Some of them write fiction, some non-fiction, some both. Plug ‘em into Google if you’re curious now…

More US Murders And Cover-Ups

Haditha Massacre

Iraqi PM Nouri Maliki has criticised the US military for what he described as habitual attacks against civilians.

His comments came as his government launched an investigation into an alleged massacre by US marines of up to 24 Iraqi civilians in Haditha.

Mr Maliki told reporters violence against civilians was “common among many of the multinational forces”.

He said many troops had “no respect for citizens, smashing civilian cars and killing on a suspicion or a hunch”.
(Source: BBC News)

I posted about this back in March. Since then, the death toll has risen and yet there is still no international outcry about the murders. There are no in-depth reports on our TV news, no tough questions thrown at government lackeys.

Of course, the US has been here before. During the Vietnam invasion, US troops carried out numerous massacres of civilians, the most infamous being the slaughter of hundreds of women and children at My Lai (covered-up by a young Colin Powell).

And the exact same process of white-wash, disinformation and obfuscation is taking place right now, right in front of our eyes:

The US military has also told the BBC that it is investigating new claims that 11 civilians may have been deliberately killed by US troops in the town of Ishaqi in March.

Video footage obtained by the BBC appears to challenge the US account of the events in Ishaqi, about 100km (60 miles) north of Baghdad.

The US said at the time that four people died during a raid, but Iraqi police said 11 were shot by US troops.

The US authorities said they were involved in a firefight after a tip-off that an al-Qaeda supporter was visiting the house.

According to the Americans, the building collapsed under heavy fire killing four people – a suspect, two women and a child.

But a report filed by Iraqi police accused US troops of rounding up and deliberately shooting 11 people in the house, including five children and four women, before blowing up the building.

The video material obtained by the BBC shows a number of dead adults and children at the site with what our world affairs editor John Simpson says were clearly gunshot wounds.
(Source: BBC News)

The US military reacts to massacres only when it has to, only when it is exposed to the Western mass media. Naturally, as an occupying force, they care about Iraqi opinion about as much as the Nazis cared what the French thought about their occupation.

Look at the quote above, the US is waving all the classic flags here: insurgents, terrorists, al-Qaeda, unfortunate collapse of a building.
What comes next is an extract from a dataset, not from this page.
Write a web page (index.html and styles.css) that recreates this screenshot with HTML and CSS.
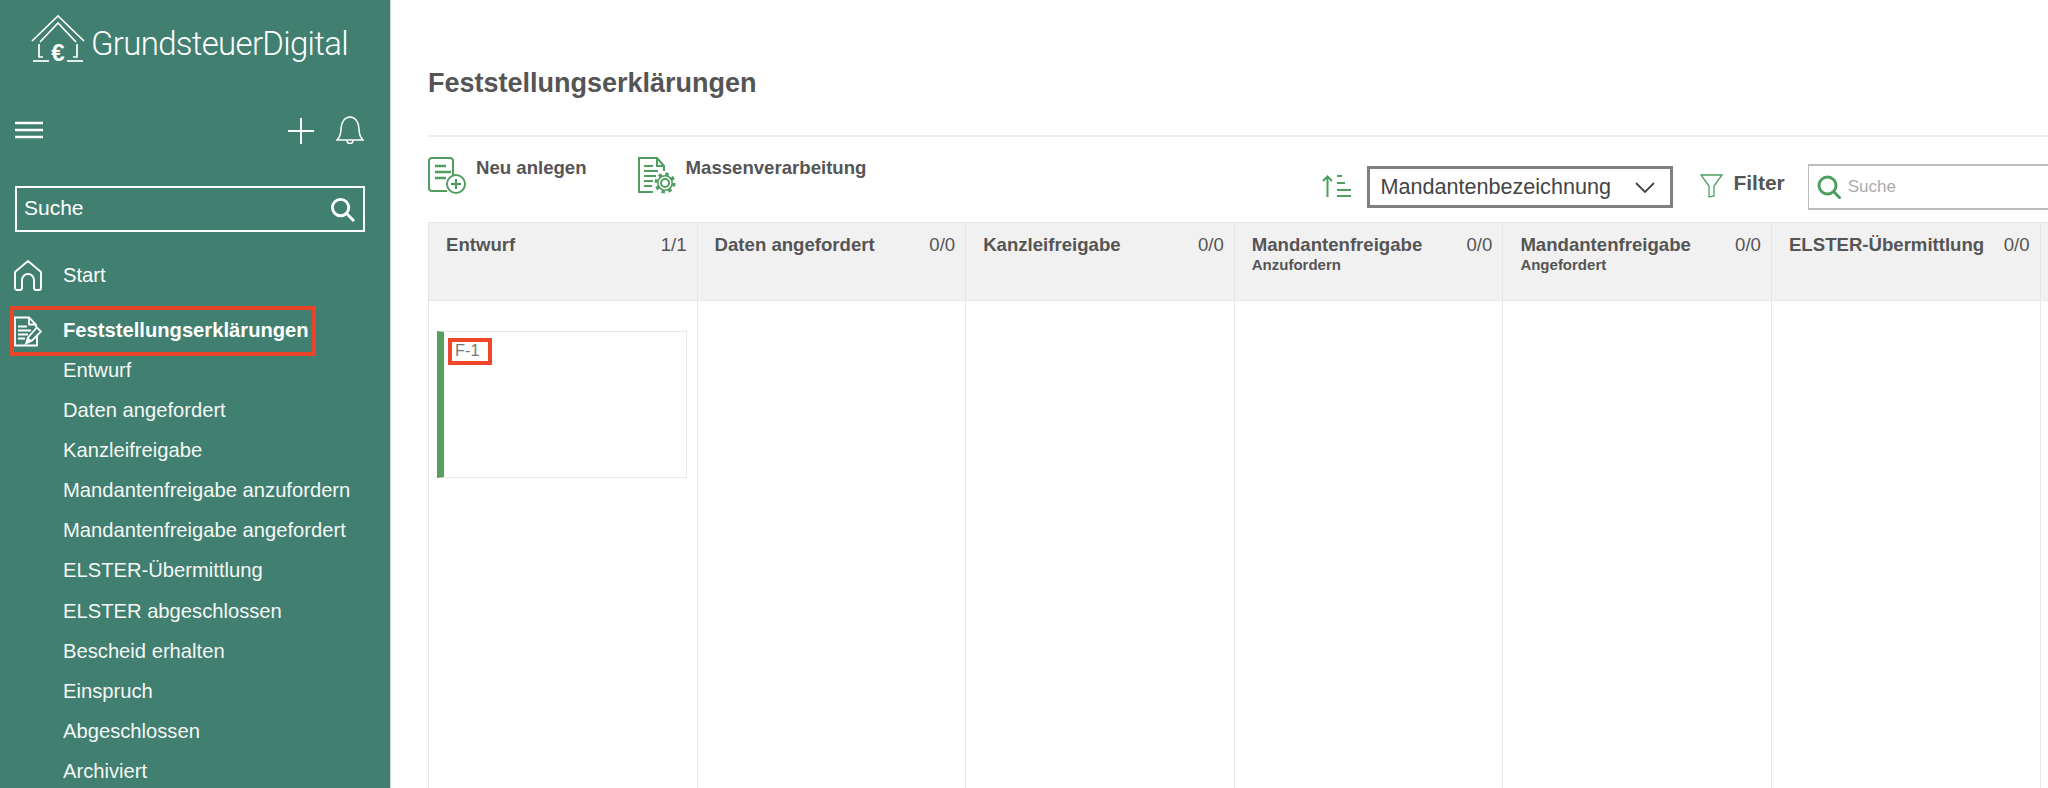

But the truth is civilians, including five children, were rounded up and murdered in cold blood.

At every turn, the US murders civilians and then weaves threadbare alibis:

On Friday, the brother of a pregnant woman shot dead at a US checkpoint in Iraq told the AFP news agency that he would file a complaint against US forces.

The pregnant Iraqi woman, who was in labour, and her mother, were shot dead by US forces as they rushed to hospital along a closed road, police and relatives say.

US forces said their car “entered a clearly marked prohibited area near coalition troops” in Samarra and failed to heed warnings to stop.

The driver, who was injured, said he had not seen or heard any warnings.
(Source: BBC News)

Under any other circumstances, an incident like the above would cause a storm of international protest. But since it was US soldiers killing a pregnant Iraqi, you won’t hear about it. If you do, it’ll be via the web, TV news won’t touch stories like this. How important is another dead Iraqi compared to kicking a football around?

And so, every day, we are lied to and manipulated and our mass media becomes progressively more distorted and contorted, bending itself into absurd shapes to serve the agenda of the biggest empire on Earth.

So every day, the US carries out more atrocities like those listed above.